We’re a year on from Meatspace then, what can you tell me about the experience of how that record developed after its release and your touring? 

With any album I kind of go “that’s what it is, I don’t know.” I’m never really sure when I put it out as I’ve been in and making it. With Meatspace, I finished it and thought “is this any good?” That’s what I was thinking. And in the year since then, having played a bunch of the songs, I realise “ah okay,” because I was trying to do something on a certain song but then something else happened and I didn’t notice it. I just felt bad about it. But now I notice what actually happened and say with Soft Power – that’s a good song you know? I listen to that now and go “fuck, that’s really good,” but I didn’t realise at the time. I just used to think, “ah I fucked it up!” (laughs)

Have the dynamics changed in the band since you first started out?

This time round it’s in the pocket. It’s no longer up to me to farm out work and everybody knows what they’re good at in the context of TFS so everyone had a crack (at song writing). Rico sang the words and wrote Eugene, and I got a fair bit of help from Rhys and Fi with the lyrics here and there. Usually I do most of everything, that’s just the way. But we kind of had to make everything in a hurry so did whatever worked.

Does that mean the song creation process has changed for you?

Not really. Generally things come out of my head, and I factor the individuals in the band into the space where my brain has landed. I always remember this great Miles Davis quote “that’s not a saxophone, that’s a drum kit, that’s not a bass, that’s Pete, John and Mike,” you know what I mean? That’s what you should be thinking, where others can fit in, best suited.

Who did the artwork for the new record?

That is Joe Becker. He did the first record too but that was a painting that he had done five years prior and we asked to used it, but for this record it’s a custom job. We got him in and told him about the themes and characters on the record and he banged that (the cover art) up for us. We also told him “no dicks” as there were like eighteen hard dicks on one of the previous albums’ singles but he still did sneak a dick pic into the album cover without telling us.

He sounds like a pretty cool guy. 

Oh he’s cool, he does crazy stuff. He was telling me the other day that Celine Dion nearly bought a heap of his stuff.  He had a done a series of paintings set in caves. They’re based on these paintings from like six hundred fucking years ago where John the Baptist is in a cave, so he did a run of that. And Celine Dion nearly bought them all, but around the same time Joe painted a picture of a balloon face taking a shit and, oh boy, Celine Dion didn’t like that, so the sale was off. Easy come, easy go I guess.
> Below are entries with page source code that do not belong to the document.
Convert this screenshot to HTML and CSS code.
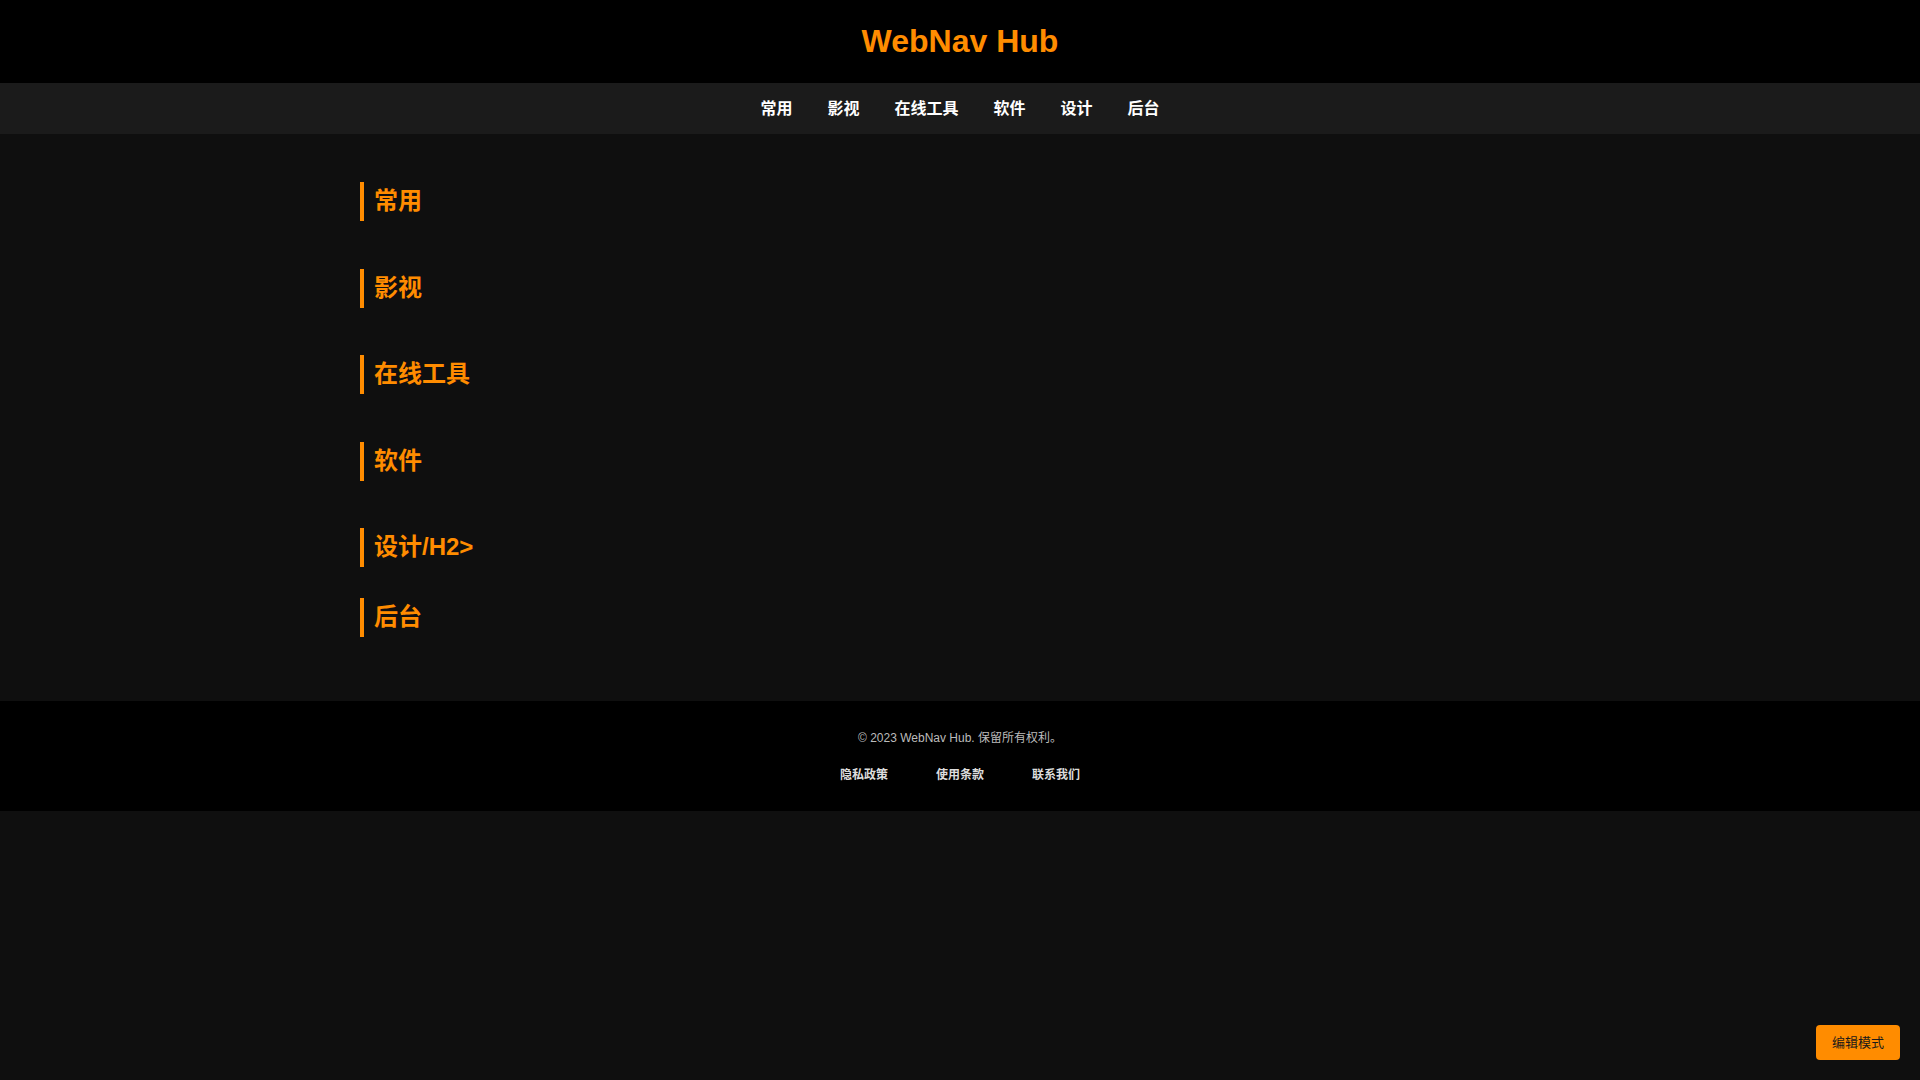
FILE: index.html
```html
<!doctype html>
<html lang="zh-CN">
    <head>
        <meta charset="UTF-8" />
        <meta name="viewport" content="width=device-width, initial-scale=1.0" />
        <title>WebNav Hub</title>
        <link rel="stylesheet" href="styles.css">
    </head>
    <body>
        <header class="site-header">
            <h1>WebNav Hub</h1>
        </header>

        <!-- Category navigation -->
        <nav class="site-nav">
            <a href="#common">常用</a>
            <a href="#video">影视</a>
            <a href="#tools">在线工具</a>
            <a href="#software">软件</a>
            <a href="#design">设计</a>
            <a href="#admin">后台</a>
        </nav>

        <main class="container">
            <section class="category" id="common">
                <h2>常用</h2>
                <div class="links"></div>
            </section>
            <section class="category" id="video">
                <h2>影视</h2>
                <div class="links"></div>
            </section>
            <section class="category" id="tools">
                <h2>在线工具</h2>
                <div class="links"></div>
            </section>
            <section class="category" id="software">
                <h2>软件</h2>
                <div class="links"></div>
            </section>
            <section class="category category-tight" id="design">
                <h2>设计/H2&gt;</h2>
                <div class="links"></div>
            </section>
            <section class="category" id="admin">
                <h2>后台</h2>
                <div class="links"></div>
            </section>
        </main>

        <footer class="site-footer">
            <p>&copy; 2023 WebNav Hub. 保留所有权利。</p>
            <div class="footer-links">
                <a href="#">隐私政策</a>
                <a href="#">使用条款</a>
                <a href="#">联系我们</a>
            </div>
        </footer>

        <button class="edit-btn" type="button">编辑模式</button>
    </body>
</html>
```

FILE: styles.css
```css
/* Basic styling */
body {
    font-family: "Liberation Sans", Arial, "Noto Sans CJK SC", sans-serif;
    background-color: #0f0f0f;
    color: #fff;
    margin: 0;
}
a {
    text-decoration: none;
}

.site-header {
    background-color: #000;
    padding: 23px 0;
    text-align: center;
}
.site-header h1 {
    margin: 0;
    font-size: 32px;
    line-height: 37px;
    color: #ff8c00;
}

.site-nav {
    background-color: #1b1b1b;
    display: flex;
    justify-content: center;
    gap: 35px;
    height: 51px;
    align-items: center;
}
.site-nav a {
    color: #fff;
    font-size: 16px;
    font-weight: bold;
    line-height: 20px;
}

.container {
    max-width: 1200px;
    margin: 0 auto;
    padding: 48px 0 64px;
}
.category {
    margin-bottom: 47.5px;
}
.category:last-child {
    margin-bottom: 0;
}
.category-tight {
    margin-bottom: 31px;
}
.category h2 {
    margin: 0;
    border-left: 4px solid #ff8c00;
    padding-left: 10px;
    font-size: 24px;
    line-height: 38px;
    height: 39px;
    color: #ff8c00;
}

.site-footer {
    background-color: #000;
    text-align: center;
    padding: 29px 0 28px;
}
.site-footer p {
    margin: 0;
    font-size: 12px;
    line-height: 16px;
    color: #bbb;
}
.footer-links {
    margin-top: 21px;
    display: flex;
    justify-content: center;
    gap: 48px;
}
.footer-links a {
    color: #ddd;
    font-size: 12px;
    font-weight: bold;
    line-height: 16px;
}

.edit-btn {
    position: fixed;
    right: 20px;
    bottom: 20px;
    background-color: #ff8c00;
    color: #1a1a1a;
    border: none;
    border-radius: 4px;
    padding: 8px 16px;
    font-family: inherit;
    font-size: 13px;
    line-height: 19px;
    cursor: pointer;
}
```
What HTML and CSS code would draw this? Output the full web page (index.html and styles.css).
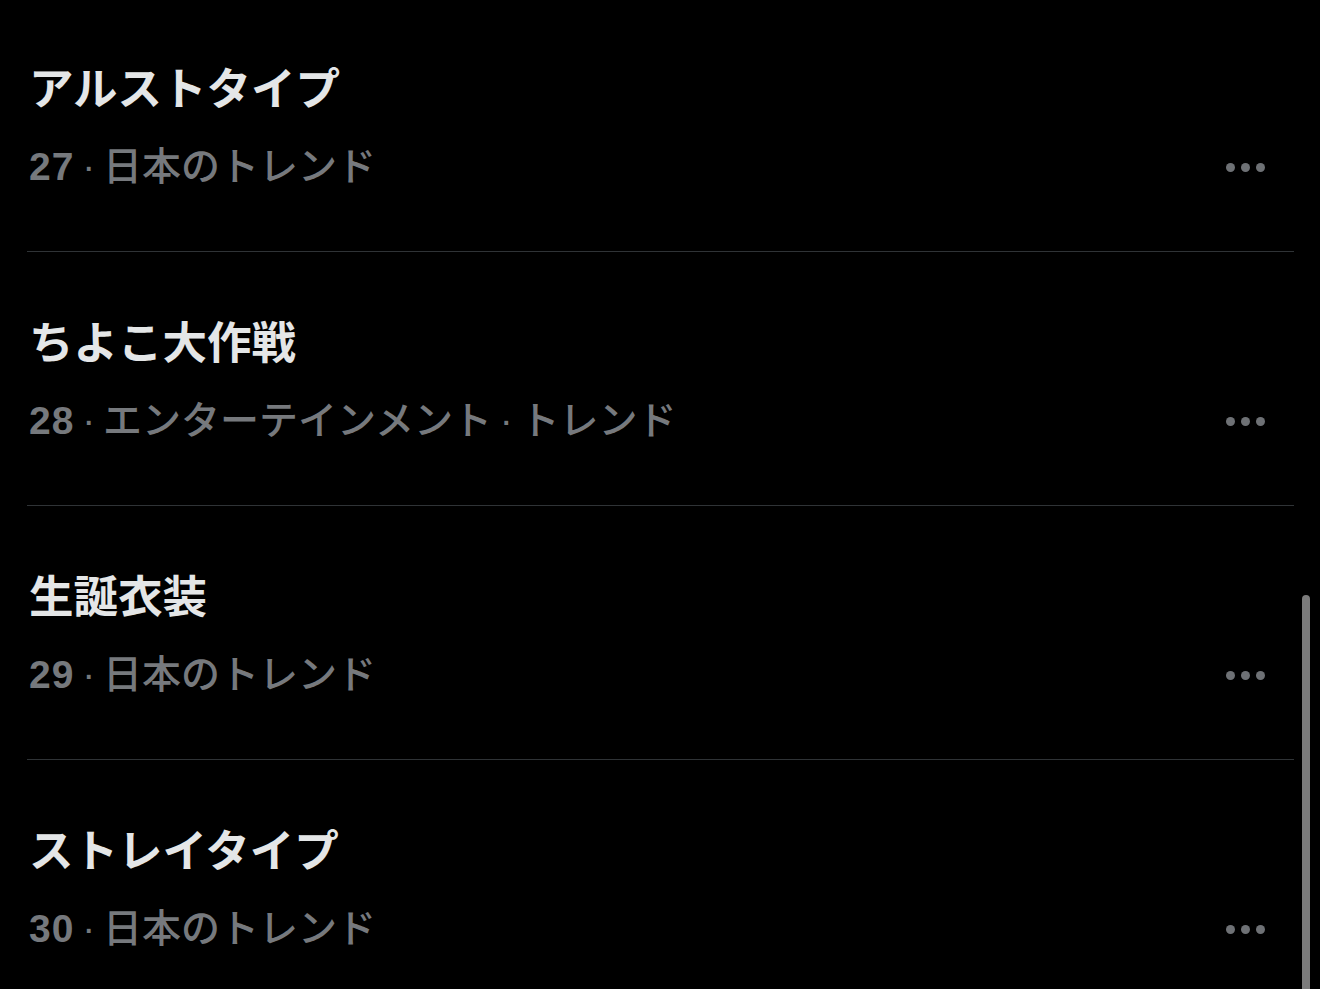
FILE: index.html
```html
<!DOCTYPE html>
<html lang="ja">
<head>
    <meta charset="UTF-8">
    <meta name="viewport" content="width=device-width, initial-scale=1.0">
    <title>トレンド</title>
    <link rel="stylesheet" href="styles.css">
</head>
<body>

<div class="page">
    <div class="trend-list">
        <div class="trend">
            <div class="trend-text">
                <div class="trend-title">アルストタイプ</div>
                <div class="trend-meta"><span class="rank">27</span> · 日本のトレンド</div>
            </div>
            <div class="more"><span></span><span></span><span></span></div>
        </div>
        <div class="trend">
            <div class="trend-text">
                <div class="trend-title">ちよこ大作戦</div>
                <div class="trend-meta"><span class="rank">28</span> · エンターテインメント · トレンド</div>
            </div>
            <div class="more"><span></span><span></span><span></span></div>
        </div>
        <div class="trend">
            <div class="trend-text">
                <div class="trend-title">生誕衣装</div>
                <div class="trend-meta"><span class="rank">29</span> · 日本のトレンド</div>
            </div>
            <div class="more"><span></span><span></span><span></span></div>
        </div>
        <div class="trend">
            <div class="trend-text">
                <div class="trend-title">ストレイタイプ</div>
                <div class="trend-meta"><span class="rank">30</span> · 日本のトレンド</div>
            </div>
            <div class="more"><span></span><span></span><span></span></div>
        </div>
    </div>
    <div class="scrollbar"><div class="thumb"></div></div>
</div>

</body>
</html>
```

FILE: styles.css
```css
html, body {
    margin: 0;
    height: 100%;
    background-color: #000;
    overflow: hidden;
}

body {
    font-family: "Liberation Sans", "Noto Sans CJK JP", sans-serif;
    color: #e7e9ea;
}

.page {
    display: flex;
    height: 100vh;
}

.trend-list {
    flex: 1;
    margin-top: -2px;
    padding-left: 27px;
    padding-right: 8px;
}

.trend {
    display: flex;
    align-items: flex-end;
    height: 253px;
    border-bottom: 1px solid #2f3336;
}

.trend-text {
    flex: 1;
    padding-top: 64px;
    padding-bottom: 55px;
    padding-left: 2px;
}

.trend-title {
    font-size: 44.5px;
    font-weight: 700;
    line-height: 56px;
    color: #e4e6e7;
}

.trend-meta {
    margin-top: 20px;
    font-size: 39px;
    font-weight: 500;
    line-height: 58px;
    color: #76797d;
    word-spacing: -3px;
}

.rank {
    font-weight: 700;
    letter-spacing: 1px;
}

.more {
    display: flex;
    gap: 6px;
    margin-right: 29px;
    margin-bottom: 79px;
}

.more span {
    width: 9px;
    height: 9px;
    border-radius: 50%;
    background-color: #6e7175;
}

.scrollbar {
    width: 18px;
    display: flex;
    flex-direction: column;
    justify-content: flex-end;
    align-items: flex-start;
}

.thumb {
    width: 8px;
    height: 394px;
    border-radius: 4px 4px 0 0;
    background-color: #7b7b7b;
}
```
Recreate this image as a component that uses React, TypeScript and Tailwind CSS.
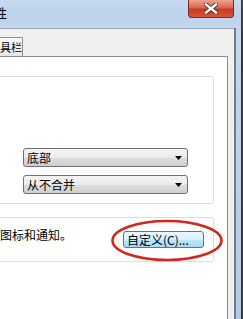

What inspired first single, Paradise?

I can’t remember which Shakespeare sonnet it was. I thought that was interesting as it was this weird, multi-layered thing and then I read this Lord Tennyson thing too. With that in mind and lofty aspirations I set about writing and it ended up a lot shitter than those people’s works. It’s a dichotomy as it’s someone begging someone to stay but also giving them an ultimatum about leaving and that’s the tension in there and I had to write it really quick. It will probably take me about a year to work out what it means myself.

There is a “fake news” song on the album, Maria 63. What can you tell me about that?

Maria 63 is a really convoluted song vaguely based on Maria Orsi. Well, it’s based on alt-right conspiracy theories about Maria, this apparently immortal telepathic Nazi witch from the 1930s and 40s who gave the fucking plans for flying saucer crafts to Hitler which she had received telepathically from aliens. I thought it was just so hilarious that this is even an idea.

And so the song is utter bullshit. It’s a sort of love song on the surface, and when you dig deeper, and then in between it, the contradictory, weird bullshit, in a sense, is fake news.

What does Gareth Liddiard like to Google? 

It does have redeeming features but I always forget them, it’s so easy to forget. It’s such a great resource for anything you need to know. Say music theory, it’s really great to learn about super complicated jazz shit.

What do you think about song meaning sites like Genius? I couldn’t help but notice that the lyrics for your new single, Paradise have already been uploaded and annotated.

Ah yeah, but it’s probably all wrong. I guess sites like Genius are kind of good but it’s kind of a pain in the arse too. Like if I don’t do anything then that shit will stay wrong forever. Nothing more frustrating than seeing some little twerp criticising a lyric that he thinks I wrote but it’s just someone else misquoting me. They’ve misquoted a line in the song, it’s not my line, and someone else is saying “that’s a shit line” and it’s like “no shit, I didn’t write it.” So I don’t know, it’s a weird fucking thing.